**DIRECTIVE**
Lines containing the string "styles" are to be collected in full.

## start PROVIDED DATA

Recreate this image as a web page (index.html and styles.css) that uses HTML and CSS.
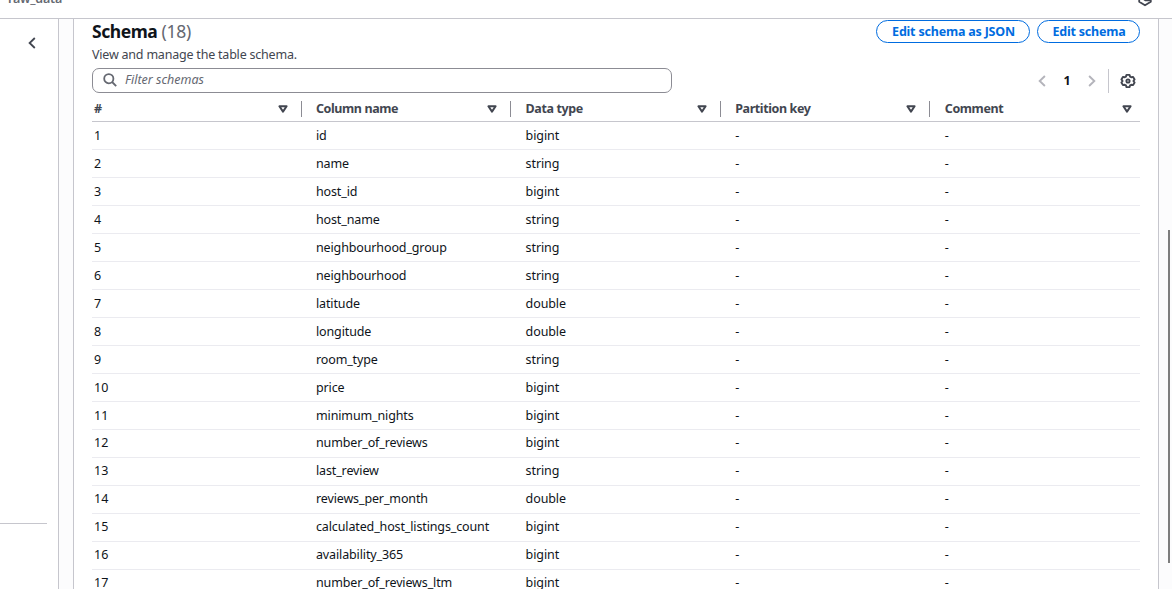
FILE: index.html
```html
<!DOCTYPE html>
<html lang="en">
<head>
<meta charset="utf-8">
<title>raw_data</title>
<link rel="stylesheet" href="styles.css">
</head>
<body>
<svg width="0" height="0" class="defs">
  <symbol id="sort" viewBox="0 0 10 8"><path d="M1.4 1.3h7.2L5 6.6z" fill="none" stroke="#424650" stroke-width="2" stroke-linejoin="round"/></symbol>
</svg>
<header class="topbar">
  <span class="crumb">raw_data</span>
  <svg class="hex" width="16" height="16" viewBox="0 0 16 16" fill="none" stroke="#424650" stroke-width="1.8"><path d="M2.2 5v5.8L8 14.3l5.8-3.5V9.4H8.6L6.5 8" stroke-linejoin="round"/></svg>
</header>
<div class="layout">
  <nav class="side">
    <svg class="back" width="8" height="12" viewBox="0 0 8 12" fill="none" stroke="#424650" stroke-width="1.8"><path d="M6.8 1L1.6 6l5.2 5"/></svg>
    <hr class="rule">
  </nav>
  <main class="content">
    <section class="panel">
      <div class="head">
        <div>
          <h2 class="title"><span class="name">Schema</span> <span class="count">(18)</span></h2>
          <p class="desc"><span>View and manage the table schema.</span></p>
        </div>
        <div class="actions">
          <button class="btn json"><span>Edit schema as JSON</span></button>
          <button class="btn edit"><span>Edit schema</span></button>
        </div>
      </div>
      <div class="tools">
        <div class="search">
          <svg width="14" height="14" viewBox="0 0 14 14" fill="none" stroke="#656871" stroke-width="1.8"><circle cx="5.8" cy="5.7" r="4.6"/><path d="M9.1 9l4.1 4.1"/></svg>
          <span>Filter schemas</span>
        </div>
        <div class="pager">
          <svg width="8" height="12" viewBox="0 0 8 12" fill="none" stroke="#b4b4bb" stroke-width="1.9"><path d="M6.9 1L1.7 6l5.2 5"/></svg>
          <b class="page">1</b>
          <svg width="8" height="12" viewBox="0 0 8 12" fill="none" stroke="#b4b4bb" stroke-width="1.9"><path d="M1.1 1l5.2 5-5.2 5"/></svg>
          <i class="bar"></i>
          <svg class="gear" width="16" height="16" viewBox="0 0 16 16" fill="none" stroke="#424650" stroke-width="1.9" stroke-linejoin="round"><path d="M6.5 1.9h3l.6 1.7 1.2.7 1.8-.4 1.5 2.5L13.4 8l1.2 1.6-1.5 2.5-1.8-.4-1.2.7-.6 1.7h-3l-.6-1.7-1.2-.7-1.8.4-1.5-2.5L2.6 8 1.4 6.4l1.5-2.5 1.8.4 1.2-.7z"/><circle cx="8" cy="8" r="1.6"/></svg>
        </div>
      </div>
      <div class="table">
        <div class="row th">
          <div class="cell"><span>#</span><svg width="10" height="8"><use href="#sort"/></svg></div>
          <div class="cell"><span>Column name</span><svg width="10" height="8"><use href="#sort"/></svg></div>
          <div class="cell"><span>Data type</span><svg width="10" height="8"><use href="#sort"/></svg></div>
          <div class="cell"><span>Partition key</span><svg width="10" height="8"><use href="#sort"/></svg></div>
          <div class="cell"><span>Comment</span><svg width="10" height="8"><use href="#sort"/></svg></div>
        </div>
        <div class="row"><div class="cell">1</div><div class="cell">id</div><div class="cell">bigint</div><div class="cell">-</div><div class="cell">-</div></div>
        <div class="row"><div class="cell">2</div><div class="cell">name</div><div class="cell">string</div><div class="cell">-</div><div class="cell">-</div></div>
        <div class="row"><div class="cell">3</div><div class="cell">host_id</div><div class="cell">bigint</div><div class="cell">-</div><div class="cell">-</div></div>
        <div class="row"><div class="cell">4</div><div class="cell">host_name</div><div class="cell">string</div><div class="cell">-</div><div class="cell">-</div></div>
        <div class="row"><div class="cell">5</div><div class="cell">neighbourhood_group</div><div class="cell">string</div><div class="cell">-</div><div class="cell">-</div></div>
        <div class="row"><div class="cell">6</div><div class="cell">neighbourhood</div><div class="cell">string</div><div class="cell">-</div><div class="cell">-</div></div>
        <div class="row"><div class="cell">7</div><div class="cell">latitude</div><div class="cell">double</div><div class="cell">-</div><div class="cell">-</div></div>
        <div class="row"><div class="cell">8</div><div class="cell">longitude</div><div class="cell">double</div><div class="cell">-</div><div class="cell">-</div></div>
        <div class="row"><div class="cell">9</div><div class="cell">room_type</div><div class="cell">string</div><div class="cell">-</div><div class="cell">-</div></div>
        <div class="row"><div class="cell">10</div><div class="cell">price</div><div class="cell">bigint</div><div class="cell">-</div><div class="cell">-</div></div>
        <div class="row"><div class="cell">11</div><div class="cell">minimum_nights</div><div class="cell">bigint</div><div class="cell">-</div><div class="cell">-</div></div>
        <div class="row late"><div class="cell">12</div><div class="cell">number_of_reviews</div><div class="cell">bigint</div><div class="cell">-</div><div class="cell">-</div></div>
        <div class="row late"><div class="cell">13</div><div class="cell">last_review</div><div class="cell">string</div><div class="cell">-</div><div class="cell">-</div></div>
        <div class="row late"><div class="cell">14</div><div class="cell">reviews_per_month</div><div class="cell">double</div><div class="cell">-</div><div class="cell">-</div></div>
        <div class="row late"><div class="cell">15</div><div class="cell">calculated_host_listings_count</div><div class="cell">bigint</div><div class="cell">-</div><div class="cell">-</div></div>
        <div class="row late"><div class="cell">16</div><div class="cell">availability_365</div><div class="cell">bigint</div><div class="cell">-</div><div class="cell">-</div></div>
        <div class="row late"><div class="cell">17</div><div class="cell">number_of_reviews_ltm</div><div class="cell">bigint</div><div class="cell">-</div><div class="cell">-</div></div>
      </div>
    </section>
    <div class="thumb"></div>
  </main>
</div>
</body>
</html>
```
FILE: styles.css
```css
* { box-sizing: border-box; }
body { margin: 0; height: 589px; overflow: hidden; display: flex; flex-direction: column; background: #fff; color: #0f141a; font: 12.5px/20px "Noto Sans", "Open Sans", sans-serif; }
.defs { display: none; }
svg { flex: none; display: block; }
.topbar { flex: none; height: 19px; overflow: hidden; border-bottom: 1px solid #c6c6cd; display: flex; justify-content: space-between; align-items: flex-start; padding: 0 19px 0 8px; }
.crumb { margin-top: -11px; font-weight: 600; color: #656871; letter-spacing: -0.2px; }
.hex { margin-top: -9px; }
.layout { flex: 1; min-height: 0; display: flex; }
.side { width: 59px; flex: none; border-right: 1px solid #c6c6cd; padding-top: 18px; }
.back { margin-left: 28px; }
.rule { width: 47px; margin: 474px 0 0; border: 0; border-top: 1px solid #c6c6cd; }
.content { flex: 1; min-width: 0; display: flex; background: #fcfcfd; padding-left: 14px; }
.panel { width: 1086px; flex: none; overflow: hidden; background: #fff; border: solid #c6c6cd; border-width: 0 1px; padding: 0 18px; }
.head { height: 49px; display: flex; justify-content: space-between; white-space: nowrap; }
.title { margin: 0 0 1px; font-size: 17.5px; line-height: 25px; letter-spacing: -0.45px; }
.name { font-weight: 700; }
.count { font-weight: 400; color: #656871; letter-spacing: -0.2px; }
.desc { margin: 0; color: #424650; letter-spacing: -0.21px; }
.actions { display: flex; gap: 7px; padding-top: 1px; }
.btn { height: 23px; border: 1px solid #006ce0; border-radius: 12px; background: #fff; color: #006ce0; font: 700 12.5px/20px "Noto Sans", sans-serif; padding: 0 0 0 1px; letter-spacing: -0.2px; }
.json { width: 154px; }
.edit { width: 103px; }
.tools { height: 25px; display: flex; justify-content: space-between; }
.search { width: 580px; height: 25px; border: 1px solid #8c8c94; border-radius: 7px; display: flex; align-items: center; gap: 8px; padding: 0 0 1px 10px; color: #656871; font-style: italic; }
.pager { display: flex; align-items: center; padding-right: 4px; }
.page { width: 8px; margin: 0 17px 0 17px; text-align: center; }
.bar { width: 1px; height: 24px; background: #c6c6cd; margin: 0 11px 0 12px; }
.row { height: 28px; display: grid; grid-template-columns: repeat(5, 1fr); border-bottom: 1px solid #ebebf0; }
.cell { padding: 4px 13px 0 14.4px; letter-spacing: -0.1px; }
.cell:nth-child(2) { letter-spacing: -0.13px; }
.cell:first-child { padding-left: 2px; letter-spacing: 0; }
.late .cell { padding-top: 3px; }
.th { height: 29px; padding-top: 3px; border-color: #c6c6cd; align-items: center; font-weight: 700; color: #424650; }
.row.th .cell { height: 16px; padding-top: 0; letter-spacing: -0.4px; display: flex; align-items: center; justify-content: space-between; border-right: 1px solid #8c8c94; }
.row.th .cell:last-child { border: 0; padding-right: 8px; }
.thumb { width: 2px; height: 333px; margin: 211px 0 0 9px; background: #7d7d7d; }
```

## end PROVIDED DATA

**ANSWER TO THIS EXERCISE**
Recreate this image as a web page (index.html and styles.css) that uses HTML and CSS.
<link rel="stylesheet" href="styles.css">
FILE: styles.css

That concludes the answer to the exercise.